§ **WRITTEN TASK**
Starting at the first line of the listing below, repeat each line up to and including the one containing "const hours = ['8". Leave out pictures.

§ **GIVEN MATERIAL**
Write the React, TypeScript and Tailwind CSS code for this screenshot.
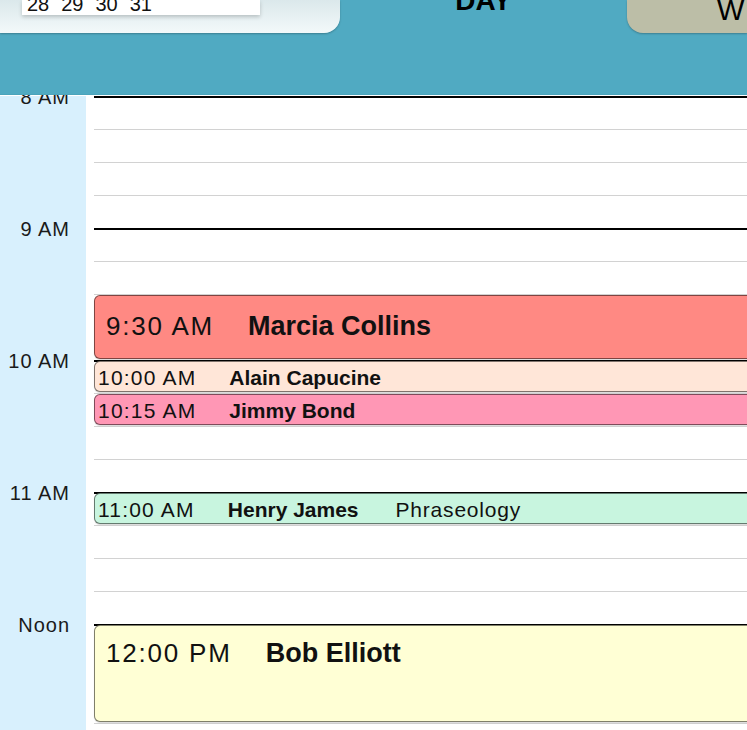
import React from 'react';

type CalEvent = {
  start: number; // minutes from 8:00
  duration: number;
  time: string;
  name: string;
  note?: string;
  big?: boolean;
  color: string;
  align: string;
};

const SLOT = 33; // px per 15 minutes

const hours = ['8 AM', '9 AM', '10 AM', '11 AM', 'Noon', '1 PM'];

const events: CalEvent[] = [
  { start: 90, duration: 30, time: '9:30 AM', name: 'Marcia Collins', big: true, color: 'bg-[#ff8983]', align: 'items-center pb-[3px]' },
  { start: 120, duration: 15, time: '10:00 AM', name: 'Alain Capucine', color: 'bg-[#ffe6d8]', align: 'items-center pt-[2px]' },
  { start: 135, duration: 15, time: '10:15 AM', name: 'Jimmy Bond', color: 'bg-[#ff97b5]', align: 'items-center pt-[2px]' },
  { start: 180, duration: 15, time: '11:00 AM', name: 'Henry James', note: 'Phraseology', color: 'bg-[#c8f5df]', align: 'items-center pt-[2px]' },
  { start: 240, duration: 45, time: '12:00 PM', name: 'Bob Elliott', big: true, color: 'bg-[#ffffd5]', align: 'items-start pt-[11px]' },
];

function TabStrip() {
  return (
    <div className="flex h-[33px]">
      <div className="w-[340px] h-full rounded-br-[16px] bg-gradient-to-b from-[#dbe8eb] to-[#f3f9fa] shadow-[0_1px_2px_rgba(0,0,0,0.25)] pl-[22px]">
        <div className="w-[238px] h-[15px] bg-white overflow-hidden shadow-[0_2px_4px_rgba(0,0,0,0.2)]">
          <div className="flex gap-[12px] pl-[5px] -mt-[8px] text-[20px] leading-[24px] text-[#111]">
            <span>28</span>
            <span>29</span>
            <span>30</span>
            <span>31</span>
          </div>
        </div>
      </div>
      <div className="flex-1 h-full overflow-hidden flex justify-center">
        <span className="-mt-[15px] text-[28px] leading-[32px] font-bold text-black">DAY</span>
      </div>
      <div className="w-[120px] h-full rounded-bl-[16px] bg-[#bcbea7] shadow-[0_1px_2px_rgba(0,0,0,0.25)] overflow-hidden pl-[90px]">
        <span className="block -mt-[6px] text-[29px] leading-[32px] text-black">W</span>
      </div>
    </div>
  );
}

function EventBlock({ ev }: { ev: CalEvent }) {
  const top = (ev.start / 15) * SLOT + 1;
  const height = (ev.duration / 15) * SLOT - 2;
  return (
    <div
      className={`absolute left-0 -right-[20px] rounded-[6px] border-[1.5px] border-black/50 shadow-[0_1px_1px_rgba(0,0,0,0.15)] flex ${ev.color} ${ev.align} ${ev.big ? 'px-[11px]' : 'px-[3px]'}`}
      style={{ top, height }}
    >
      {ev.big ? (
        <div className="flex gap-[34px] leading-[32px] text-[#111]">
          <span className="text-[26px] tracking-[1.8px]">{ev.time}</span>
          <span className="text-[27px] font-bold">{ev.name}</span>
        </div>
      ) : (
        <div className="flex gap-[33px] leading-[24px] text-[#111]">
          <span className="text-[21px] tracking-[1.2px]">{ev.time}</span>
          <span className="text-[21px] font-bold">{ev.name}</span>
          {ev.note && <span className="text-[21px] tracking-[0.8px] ml-[4px]">{ev.note}</span>}
        </div>
      )}
    </div>
  );
}

function Timeline() {
  return (
    <div className="flex-1 overflow-hidden bg-white">
      <div className="flex pt-[1px]">
        {/* Hour labels */}
        <div className="w-[86px] shrink-0 bg-[#d8f0fd]">
          {hours.map((h) => (
            <div key={h} className="h-[132px] flex flex-col">
              <div className="-mt-[11px] h-[24px] shrink-0 leading-[24px] text-[20px] tracking-[1px] text-[#1a1a1a] text-right pr-[16px]">
                {h}
              </div>
            </div>
          ))}
        </div>

        {/* Grid */}
        <div className="flex-1 pl-[8px]">
          <div className="relative">
            {hours.map((h) => (
              <div key={h}>
                <div className="h-[33px] border-t-2 border-black" />
                <div className="h-[33px] border-t border-[#d2d2d2]" />
                <div className="h-[33px] border-t border-[#d2d2d2]" />
                <div className="h-[33px] border-t border-[#d2d2d2]" />
              </div>
            ))}
            {events.map((ev) => (
              <EventBlock key={ev.time} ev={ev} />
            ))}
          </div>
        </div>
      </div>
    </div>
  );
}

export default function App() {
  return (
    <div className="w-[747px] h-[730px] overflow-hidden flex flex-col bg-white" style={{ fontFamily: '"Liberation Sans", Arial, sans-serif' }}>
      <header className="h-[95px] shrink-0 bg-[#50aac2] border-b border-[#4ba4bb]">
        <TabStrip />
      </header>
      <Timeline />
    </div>
  );
}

§ **EXPECTED ANSWER**
Write the React, TypeScript and Tailwind CSS code for this screenshot.
import React from 'react';

type CalEvent = {
  start: number; // minutes from 8:00
  duration: number;
  time: string;
  name: string;
  note?: string;
  big?: boolean;
  color: string;
  align: string;
};

const SLOT = 33; // px per 15 minutes

const hours = ['8 AM', '9 AM', '10 AM', '11 AM', 'Noon', '1 PM'];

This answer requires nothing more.